The NDRS genomics team has been working closely with Professor Sir John Burn and his CAPP2 clinical trial team at Newcastle University. The CAPP2 trial investigated the long-term effects of aspirin and resistant starch on cancer incidence in around 1000 patients with LS. We used our NDRS pseudonymisation technology to link the CAPP2 clinical trial records to gold standard English and Welsh cancer registration data on cancer incidence. This enabled every patient in the trial to be followed up comprehensively for between 10-20 years, depending on when they started on the trial.

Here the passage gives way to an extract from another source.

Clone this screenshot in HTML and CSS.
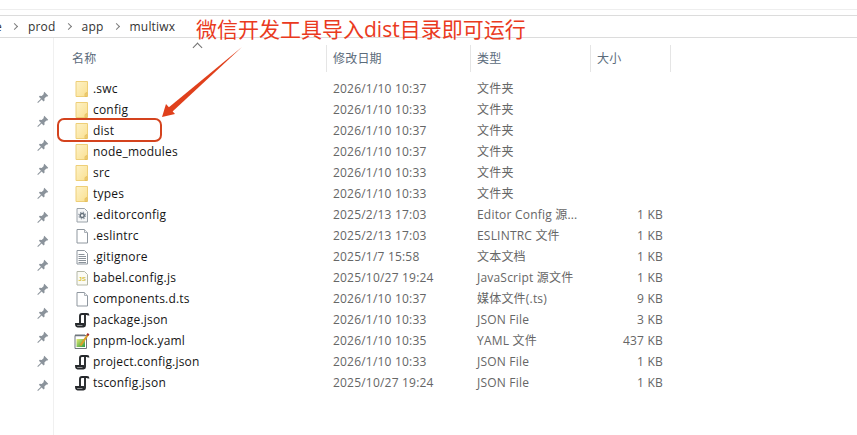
FILE: index.html
```html
<!DOCTYPE html>
<html lang="en">
<head>
    <meta charset="UTF-8">
    <meta name="viewport" content="width=device-width, initial-scale=1.0">
    <title>multiwx</title>
    <link rel="stylesheet" href="styles.css">
</head>
<body>

<svg class="defs" aria-hidden="true">
    <defs>
        <linearGradient id="folder-fill" x1="0" y1="0" x2="1" y2="1">
            <stop offset="0" stop-color="#fdf2c8"/>
            <stop offset="1" stop-color="#fae090"/>
        </linearGradient>
        <linearGradient id="note-fill" x1="0" y1="0" x2="1" y2="1">
            <stop offset="0" stop-color="#e2ec70"/>
            <stop offset="1" stop-color="#2f9a45"/>
        </linearGradient>
        <symbol id="i-folder" viewBox="0 0 16 16">
            <path d="M1.500 .5h11.500v15h-11.500z" fill="url(#folder-fill)" stroke="#eecf78"/>
            <path d="M12.500 11.500v4h-2v-3z" fill="#f2d27c" stroke="#e3bd5c" stroke-width=".8"/>
        </symbol>
        <symbol id="i-doc" viewBox="0 0 16 16">
            <path d="M2.500 1.500h7.500l3 3v10.500h-10.500z" fill="#fff" stroke="#8f979f"/>
            <path d="M10 1.500v3h3" fill="#eef0f2" stroke="#aab0b6"/>
        </symbol>
        <symbol id="i-text" viewBox="0 0 16 16">
            <path d="M2.500 1.500h7.500l3 3v10.500h-10.500z" fill="#fff" stroke="#8f979f"/>
            <path d="M4 5.500h6M4 7.500h7.500M4 9.500h7.500M4 11.500h7.500M4 13.500h7.500" stroke="#8a929a"/>
        </symbol>
        <symbol id="i-gear" viewBox="0 0 16 16">
            <path d="M2.500 1.500h7.500l3 3v10.500h-10.500z" fill="#f6f7f8" stroke="#9aa2a9"/>
            <circle cx="7.700" cy="8.500" r="2" fill="none" stroke="#66717c" stroke-width="1.500"/>
            <circle cx="7.700" cy="8.500" r="3.400" fill="none" stroke="#8a95a0" stroke-width="1.100" stroke-dasharray="1.300 1.400"/>
        </symbol>
        <symbol id="i-js" viewBox="0 0 16 16">
            <path d="M2.500 1.500h7.500l3 3v10.500h-10.500z" fill="#fbfbf4" stroke="#b4b8a8"/>
            <text x="7.800" y="11" class="js-mark">JS</text>
        </symbol>
        <symbol id="i-json" viewBox="0 0 16 16">
            <path d="M5.500 11.500v-7.500q0-2 2-2h5q1.500 0 1.500 1.500" fill="none" stroke="#26292c" stroke-width="1.900"/>
            <path d="M10.500 2.500v10.500q0 1.500-1.500 1.500h-6q-1.500 0-1.500-2.500h7q0 1 1 1" fill="#fff" stroke="#26292c" stroke-width="1.900"/>
        </symbol>
        <symbol id="i-yaml" viewBox="0 0 16 16">
            <path d="M.5 2.500h11.500v13h-11.500z" fill="#fff" stroke="#6f767c"/>
            <path d="M1.500 1v2.500M3.500 1v2.500M5.500 1v2.500M7.500 1v2.500M9.500 1v2.500" stroke="#6f767c"/>
            <path d="M2 6h8.500v8h-8.500z" fill="url(#note-fill)"/>
            <path d="M6 12.500l7.500-11" stroke="#d9a02c" stroke-width="2.200"/>
            <path d="M12.800 2.500l1.200-1.800" stroke="#a52c2c" stroke-width="2.200"/>
        </symbol>
        <symbol id="i-pin" viewBox="0 0 12 12">
            <path d="M7.300.8l3.900 3.900-1.100 1-.7-.2-2 2.100.2 1.900-1 .9-2-2-3.600 3.600-.7-.7 3.600-3.600-2-2 .9-1 1.900.2 2.100-2-.2-.7z" fill="#8b939b"/>
        </symbol>
    </defs>
</svg>

<div class="ribbon"></div>
<div class="tabs-gap"></div>
<div class="crumbs">
    <span>e</span><span class="sep"></span>
    <span>prod</span><span class="sep"></span>
    <span>app</span><span class="sep"></span>
    <span>multiwx</span>
</div>

<div class="main">
    <div class="quick">
        <svg class="pin"><use href="#i-pin"/></svg>
        <svg class="pin"><use href="#i-pin"/></svg>
        <svg class="pin"><use href="#i-pin"/></svg>
        <svg class="pin"><use href="#i-pin"/></svg>
        <svg class="pin"><use href="#i-pin"/></svg>
        <svg class="pin"><use href="#i-pin"/></svg>
        <svg class="pin"><use href="#i-pin"/></svg>
        <svg class="pin"><use href="#i-pin"/></svg>
        <svg class="pin"><use href="#i-pin"/></svg>
        <svg class="pin"><use href="#i-pin"/></svg>
        <svg class="pin"><use href="#i-pin"/></svg>
        <svg class="pin"><use href="#i-pin"/></svg>
        <svg class="pin"><use href="#i-pin"/></svg>
    </div>

    <div class="list">
        <div class="head">
            <div class="head-cell first">名称<span class="caret"></span></div>
            <div class="head-cell">修改日期</div>
            <div class="head-cell">类型</div>
            <div class="head-cell">大小</div>
            <div class="head-cell end"></div>
        </div>

        <div class="row"><div class="name"><svg class="ico"><use href="#i-folder"/></svg>.swc</div><div>2026/1/10 10:37</div><div>文件夹</div><div class="size"></div></div>
        <div class="row"><div class="name"><svg class="ico"><use href="#i-folder"/></svg>config</div><div>2026/1/10 10:33</div><div>文件夹</div><div class="size"></div></div>
        <div class="row"><div class="name"><svg class="ico"><use href="#i-folder"/></svg>dist</div><div>2026/1/10 10:37</div><div>文件夹</div><div class="size"></div></div>
        <div class="row"><div class="name"><svg class="ico"><use href="#i-folder"/></svg>node_modules</div><div>2026/1/10 10:37</div><div>文件夹</div><div class="size"></div></div>
        <div class="row"><div class="name"><svg class="ico"><use href="#i-folder"/></svg>src</div><div>2026/1/10 10:33</div><div>文件夹</div><div class="size"></div></div>
        <div class="row"><div class="name"><svg class="ico"><use href="#i-folder"/></svg>types</div><div>2026/1/10 10:33</div><div>文件夹</div><div class="size"></div></div>
        <div class="row"><div class="name"><svg class="ico"><use href="#i-gear"/></svg>.editorconfig</div><div>2025/2/13 17:03</div><div>Editor Config 源...</div><div class="size">1 KB</div></div>
        <div class="row"><div class="name"><svg class="ico"><use href="#i-doc"/></svg>.eslintrc</div><div>2025/2/13 17:03</div><div>ESLINTRC 文件</div><div class="size">1 KB</div></div>
        <div class="row"><div class="name"><svg class="ico"><use href="#i-text"/></svg>.gitignore</div><div>2025/1/7 15:58</div><div>文本文档</div><div class="size">1 KB</div></div>
        <div class="row"><div class="name"><svg class="ico"><use href="#i-js"/></svg>babel.config.js</div><div>2025/10/27 19:24</div><div>JavaScript 源文件</div><div class="size">1 KB</div></div>
        <div class="row"><div class="name"><svg class="ico"><use href="#i-doc"/></svg>components.d.ts</div><div>2026/1/10 10:37</div><div>媒体文件(.ts)</div><div class="size">9 KB</div></div>
        <div class="row"><div class="name"><svg class="ico"><use href="#i-json"/></svg>package.json</div><div>2026/1/10 10:33</div><div>JSON File</div><div class="size">3 KB</div></div>
        <div class="row"><div class="name"><svg class="ico"><use href="#i-yaml"/></svg>pnpm-lock.yaml</div><div>2026/1/10 10:35</div><div>YAML 文件</div><div class="size">437 KB</div></div>
        <div class="row"><div class="name"><svg class="ico"><use href="#i-json"/></svg>project.config.json</div><div>2026/1/10 10:33</div><div>JSON File</div><div class="size">1 KB</div></div>
        <div class="row"><div class="name"><svg class="ico"><use href="#i-json"/></svg>tsconfig.json</div><div>2025/10/27 19:24</div><div>JSON File</div><div class="size">1 KB</div></div>
    </div>
</div>

<!-- red annotation drawn over the screenshot -->
<div class="note">微信开发工具导入dist目录即可运行</div>
<div class="ring"></div>
<svg class="arrow" width="100" height="90" viewBox="0 0 100 90">
    <path d="M89 1L15 62 19 66z" fill="#e0401c"/>
    <path d="M9 71L13 58 22 68z" fill="#e0401c"/>
</svg>

</body>
</html>
```

FILE: styles.css
```css
body {
    font-family: "Open Sans", "Noto Sans CJK SC", sans-serif;
    font-size: 12px;
    letter-spacing: .2px;
    margin: 0;
    height: 435px;
    overflow: hidden;
    background-color: #fff;
    color: #1e1e1e;
}

.defs {
    position: absolute;
    width: 0;
    height: 0;
}

.js-mark {
    font-family: "Liberation Sans", sans-serif;
    font-size: 6px;
    font-weight: bold;
    fill: #d6bf3a;
    text-anchor: middle;
}

.ribbon {
    height: 9px;
    border-bottom: 1px solid #eeeeee;
}

.tabs-gap {
    height: 5px;
    border-bottom: 1px solid #dcdcdc;
}

.crumbs {
    display: flex;
    align-items: center;
    gap: 10.500px;
    height: 21px;
    margin-left: -5px;
    color: #333;
    border-bottom: 1px solid #dcdcdc;
}

.sep {
    width: 4px;
    height: 4px;
    border-top: 1.500px solid #7d7d7d;
    border-right: 1.500px solid #7d7d7d;
    transform: rotate(45deg);
}

.main {
    display: flex;
}

.quick {
    display: flex;
    flex-direction: column;
    align-items: flex-end;
    gap: 12px;
    box-sizing: border-box;
    width: 54px;
    height: 397px;
    padding: 53px 4px 0 0;
    border-right: 1px solid #f0f0f0;
}

.pin {
    width: 12px;
    height: 12px;
}

.list {
    flex: 1;
}

.head {
    display: grid;
    grid-template-columns: 272px 144px 120px 80px 1px;
    height: 27px;
    margin: 7px 0 6px;
    color: #5b6b7b;
}

.head-cell {
    position: relative;
    padding-left: 6px;
    line-height: 27px;
    border-left: 1px solid #e5e5e5;
}

.head-cell.first {
    padding-left: 18px;
    border-left: none;
}

.head-cell.end {
    padding-left: 0;
}

.caret {
    position: absolute;
    left: 140px;
    top: -1px;
    width: 6px;
    height: 6px;
    border-top: 1px solid #707070;
    border-left: 1px solid #707070;
    transform: rotate(45deg);
}

.row {
    display: grid;
    grid-template-columns: 272px 144px 120px 80px;
    height: 21px;
    line-height: 21px;
    color: #666;
}

.row > div {
    padding-left: 7px;
    white-space: nowrap;
}

.row > .name {
    display: flex;
    align-items: center;
    gap: 2px;
    padding-left: 20px;
    color: #151515;
}

.ico {
    width: 17px;
    height: 16px;
}

.row > .size {
    padding: 0 7px 0 0;
    text-align: right;
}

.note {
    position: absolute;
    left: 196px;
    top: 15px;
    font-size: 21px;
    line-height: 28px;
    letter-spacing: 0;
    color: #ea3a1e;
}

.ring {
    position: absolute;
    left: 57px;
    top: 118px;
    width: 101px;
    height: 20px;
    border: 2px solid #d4431e;
    border-radius: 7px;
}

.arrow {
    position: absolute;
    left: 153px;
    top: 46px;
}
```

In a previous publication in The Lancet, the trial showed that taking a daily aspirin for two years could halve the incidence of colorectal cancer over the next decade in people with LS. A recent follow up paper was published in Cancer Prevention Research; this looked at the resistant starch aspect of the trial. Although resistant starch had little impact upon colorectal cancer itself, it prevented 60% of upper gastrointestinal malignancies in people with LS.
Any carbohydrate that escapes digestion in the upper gut is good for bowel health. If it can be fermented by gut bacteria, it’s called ‘resistant starch’. Resistant starch is found in a range of foods such as oats, slightly green bananas, breakfast cereal, cooked and cooled pasta and rice, peas and beans. The dose used in the trial is equivalent to eating a daily banana. We don’t know exactly how resistant starch works, but it probably alters the mix of bacterial species living in the gut – the microbiome – encouraging the ‘good bacteria’ to predominate. The microbiome is also known to impact upon the function of the immune system – and cancers in people with Lynch syndrome have certain characteristics that make them more visible to the immune system – so potentially there is a link there.
Both aspirin and resistant starch are cheap, readily available substances, with a good safety profile. Both were statistically significant as preventative treatments in Lynch syndrome on ‘intention to treat’ – this means that everyone in the trial was included in the analysis, even if they dropped out early: that’s the highest bar for a clinical trial. It’s a great example of using NDRS data to support cutting edge clinical research into potentially lifesaving interventions for those people most vulnerable to cancer.